_Set task:_
Gather each line of the records where "page" appears.

^^^^^^^^^^^^^^^^

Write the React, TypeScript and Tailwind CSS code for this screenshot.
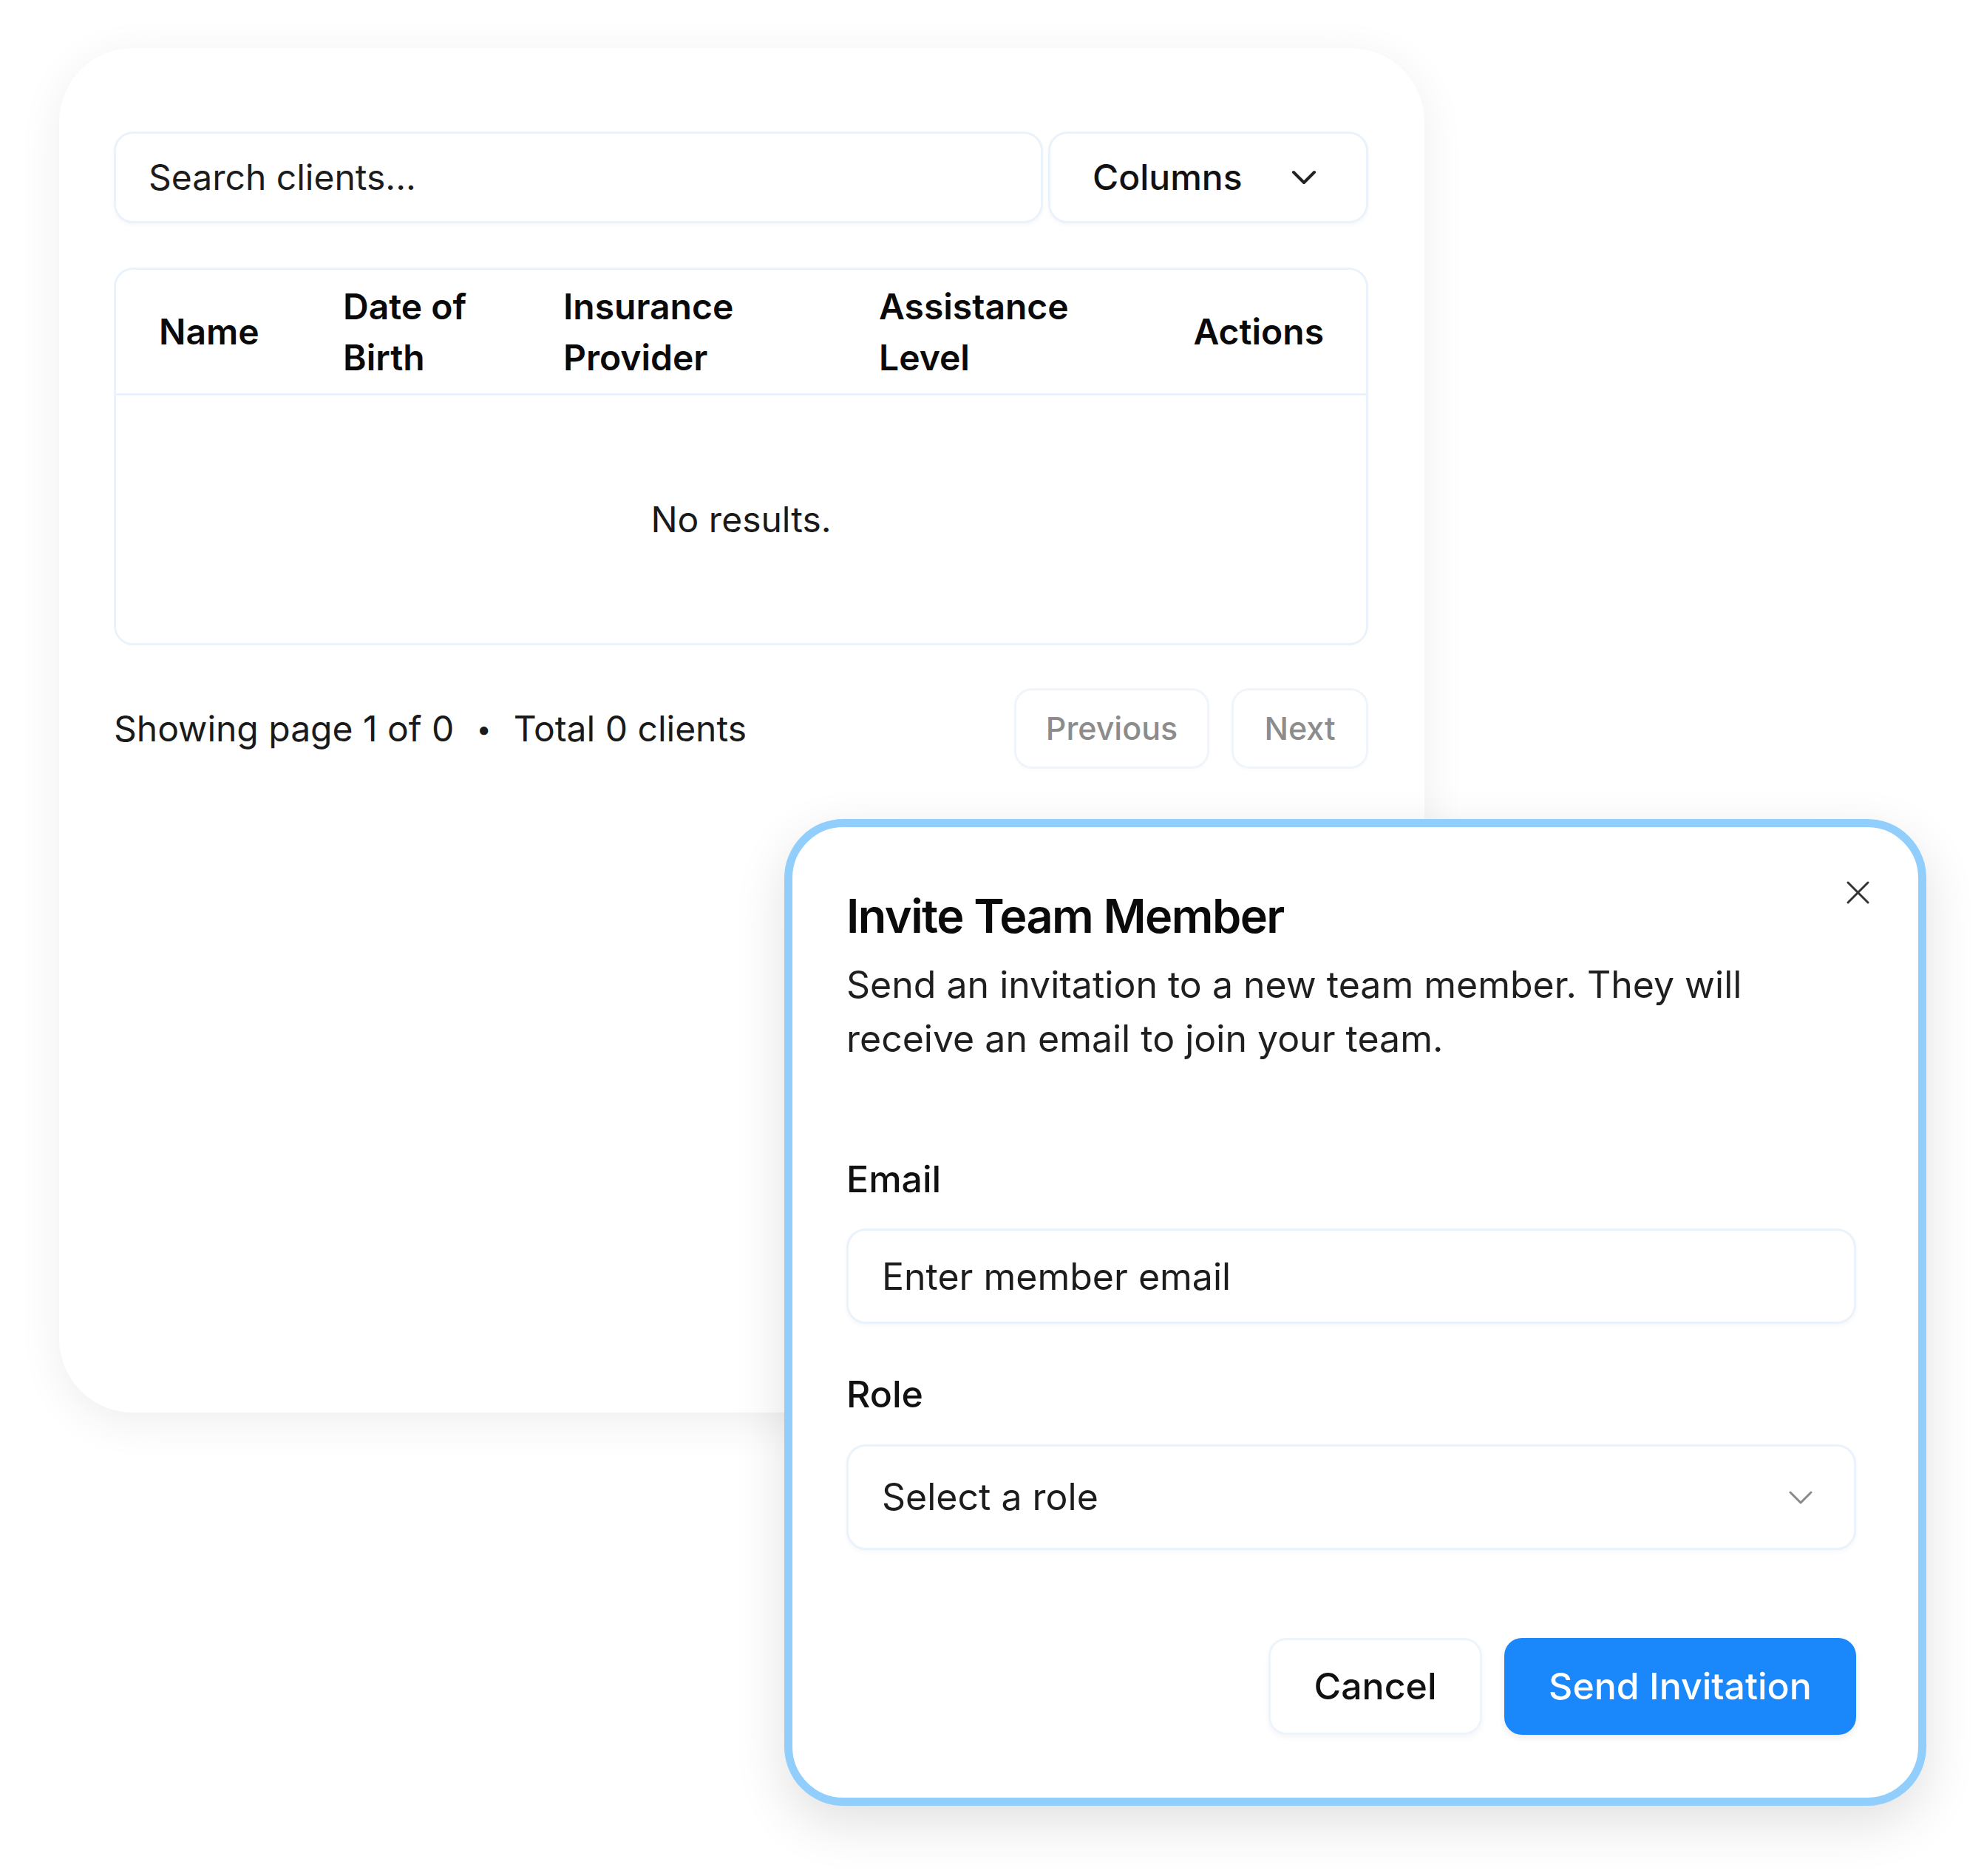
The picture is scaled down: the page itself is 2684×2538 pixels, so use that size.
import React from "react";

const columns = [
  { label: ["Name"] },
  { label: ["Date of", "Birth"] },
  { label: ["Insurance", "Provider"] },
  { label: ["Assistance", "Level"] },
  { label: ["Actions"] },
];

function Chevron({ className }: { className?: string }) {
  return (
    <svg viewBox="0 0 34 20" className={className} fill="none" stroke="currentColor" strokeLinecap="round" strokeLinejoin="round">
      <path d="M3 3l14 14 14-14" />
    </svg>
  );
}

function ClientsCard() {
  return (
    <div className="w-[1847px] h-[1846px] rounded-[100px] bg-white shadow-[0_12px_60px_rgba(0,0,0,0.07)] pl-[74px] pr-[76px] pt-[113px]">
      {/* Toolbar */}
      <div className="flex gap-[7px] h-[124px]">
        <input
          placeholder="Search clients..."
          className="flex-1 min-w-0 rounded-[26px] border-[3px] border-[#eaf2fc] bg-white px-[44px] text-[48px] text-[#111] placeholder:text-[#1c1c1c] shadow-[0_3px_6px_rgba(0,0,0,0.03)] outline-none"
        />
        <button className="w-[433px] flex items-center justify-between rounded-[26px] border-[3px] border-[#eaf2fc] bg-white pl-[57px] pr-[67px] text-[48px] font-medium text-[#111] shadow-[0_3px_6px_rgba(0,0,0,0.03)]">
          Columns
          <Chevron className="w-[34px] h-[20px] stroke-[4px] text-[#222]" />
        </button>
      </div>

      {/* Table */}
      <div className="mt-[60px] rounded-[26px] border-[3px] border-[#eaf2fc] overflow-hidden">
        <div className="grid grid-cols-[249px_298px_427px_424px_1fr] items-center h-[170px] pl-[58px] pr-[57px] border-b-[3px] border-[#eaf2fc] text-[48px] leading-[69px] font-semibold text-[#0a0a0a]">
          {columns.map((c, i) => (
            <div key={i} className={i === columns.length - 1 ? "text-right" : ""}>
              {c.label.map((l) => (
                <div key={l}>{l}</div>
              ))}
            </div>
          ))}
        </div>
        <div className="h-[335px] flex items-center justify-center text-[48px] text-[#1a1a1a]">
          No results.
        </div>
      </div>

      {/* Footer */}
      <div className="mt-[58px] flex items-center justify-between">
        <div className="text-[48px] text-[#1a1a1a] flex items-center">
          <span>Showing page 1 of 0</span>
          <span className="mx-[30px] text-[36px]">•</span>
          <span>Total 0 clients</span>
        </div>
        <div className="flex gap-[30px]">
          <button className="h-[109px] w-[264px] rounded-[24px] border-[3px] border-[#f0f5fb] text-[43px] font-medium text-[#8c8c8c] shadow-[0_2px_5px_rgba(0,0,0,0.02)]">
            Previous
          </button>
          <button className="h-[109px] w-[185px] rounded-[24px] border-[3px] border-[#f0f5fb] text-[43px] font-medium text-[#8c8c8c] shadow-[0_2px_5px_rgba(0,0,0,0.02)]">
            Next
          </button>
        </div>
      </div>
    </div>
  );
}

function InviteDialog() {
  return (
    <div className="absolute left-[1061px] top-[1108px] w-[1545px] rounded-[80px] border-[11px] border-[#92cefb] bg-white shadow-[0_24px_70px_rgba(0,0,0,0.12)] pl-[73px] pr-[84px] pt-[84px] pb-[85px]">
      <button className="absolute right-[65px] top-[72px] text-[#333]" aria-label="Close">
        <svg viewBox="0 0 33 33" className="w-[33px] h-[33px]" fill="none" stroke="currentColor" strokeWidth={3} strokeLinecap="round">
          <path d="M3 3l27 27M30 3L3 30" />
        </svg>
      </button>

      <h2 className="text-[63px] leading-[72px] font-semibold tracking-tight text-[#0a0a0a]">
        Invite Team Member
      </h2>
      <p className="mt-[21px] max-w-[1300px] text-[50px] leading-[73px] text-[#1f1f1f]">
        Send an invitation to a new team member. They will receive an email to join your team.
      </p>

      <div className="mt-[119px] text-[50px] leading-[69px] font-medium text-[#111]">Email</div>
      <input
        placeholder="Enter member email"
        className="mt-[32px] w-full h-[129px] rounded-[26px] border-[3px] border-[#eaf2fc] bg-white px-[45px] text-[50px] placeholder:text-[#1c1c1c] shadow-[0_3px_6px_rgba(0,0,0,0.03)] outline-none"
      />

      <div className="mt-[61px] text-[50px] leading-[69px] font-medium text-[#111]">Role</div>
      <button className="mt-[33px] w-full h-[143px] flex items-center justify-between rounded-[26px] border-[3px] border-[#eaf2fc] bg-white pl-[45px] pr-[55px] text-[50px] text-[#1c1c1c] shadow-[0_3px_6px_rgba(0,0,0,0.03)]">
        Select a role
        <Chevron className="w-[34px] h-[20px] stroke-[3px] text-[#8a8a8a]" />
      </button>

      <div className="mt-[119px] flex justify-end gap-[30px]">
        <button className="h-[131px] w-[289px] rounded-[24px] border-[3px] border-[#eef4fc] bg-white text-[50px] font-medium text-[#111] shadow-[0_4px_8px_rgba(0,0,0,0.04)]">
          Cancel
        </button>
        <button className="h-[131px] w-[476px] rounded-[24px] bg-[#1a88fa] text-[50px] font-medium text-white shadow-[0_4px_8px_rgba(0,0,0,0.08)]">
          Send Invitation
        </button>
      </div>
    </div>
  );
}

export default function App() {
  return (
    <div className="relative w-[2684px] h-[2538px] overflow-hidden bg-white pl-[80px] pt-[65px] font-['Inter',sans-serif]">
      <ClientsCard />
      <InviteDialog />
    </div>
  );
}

^^^^^^^^^^^^^^^^

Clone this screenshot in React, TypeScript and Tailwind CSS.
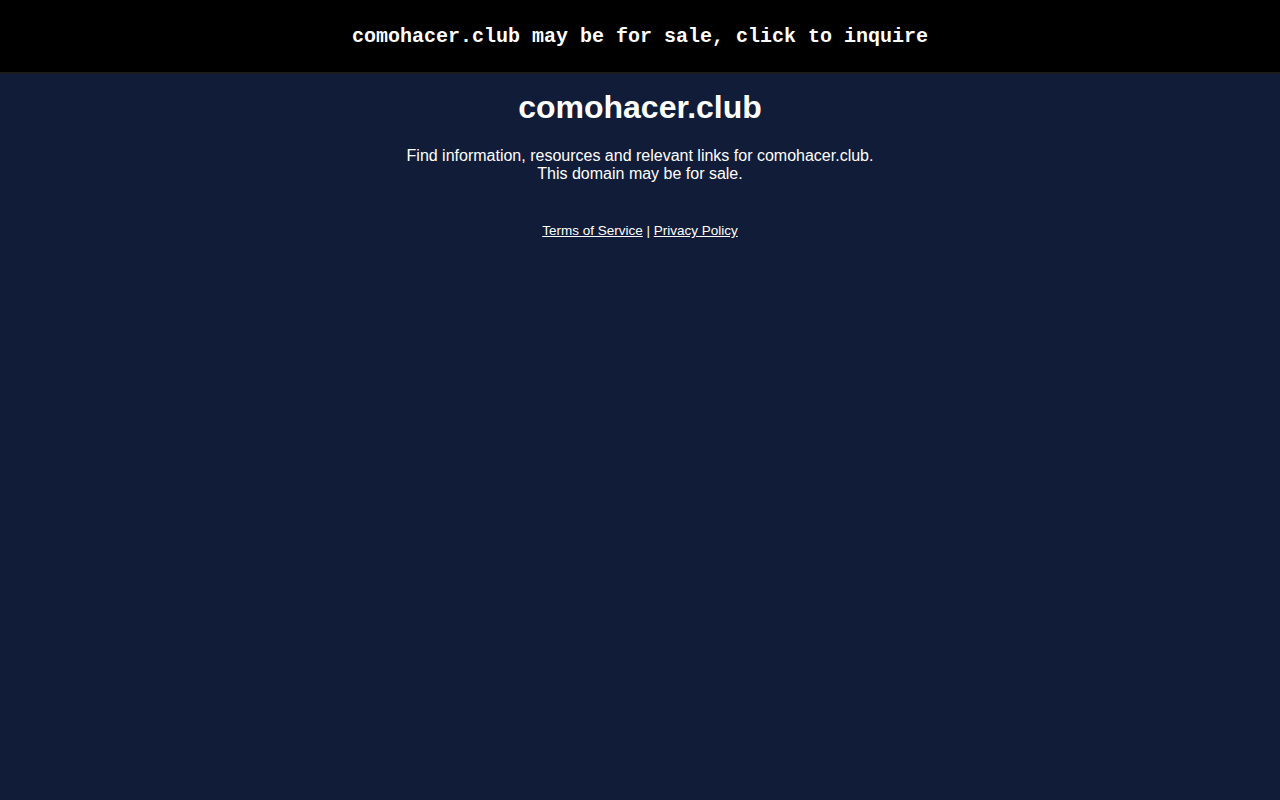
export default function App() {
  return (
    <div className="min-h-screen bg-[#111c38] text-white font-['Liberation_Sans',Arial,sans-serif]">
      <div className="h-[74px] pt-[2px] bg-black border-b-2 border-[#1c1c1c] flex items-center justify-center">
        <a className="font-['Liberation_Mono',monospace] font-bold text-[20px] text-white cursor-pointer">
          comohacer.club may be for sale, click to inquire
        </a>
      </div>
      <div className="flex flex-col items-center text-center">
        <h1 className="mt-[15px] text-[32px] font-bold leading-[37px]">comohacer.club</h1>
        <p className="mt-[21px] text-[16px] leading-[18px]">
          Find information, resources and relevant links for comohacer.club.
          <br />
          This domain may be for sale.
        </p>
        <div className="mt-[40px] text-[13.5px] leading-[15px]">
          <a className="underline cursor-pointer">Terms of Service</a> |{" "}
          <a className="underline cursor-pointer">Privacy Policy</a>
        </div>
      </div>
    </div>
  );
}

^^^^^^^^^^^^^^^^

_Task solution:_
The picture is scaled down: the page itself is 2684×2538 pixels, so use that size.
          <span>Showing page 1 of 0</span>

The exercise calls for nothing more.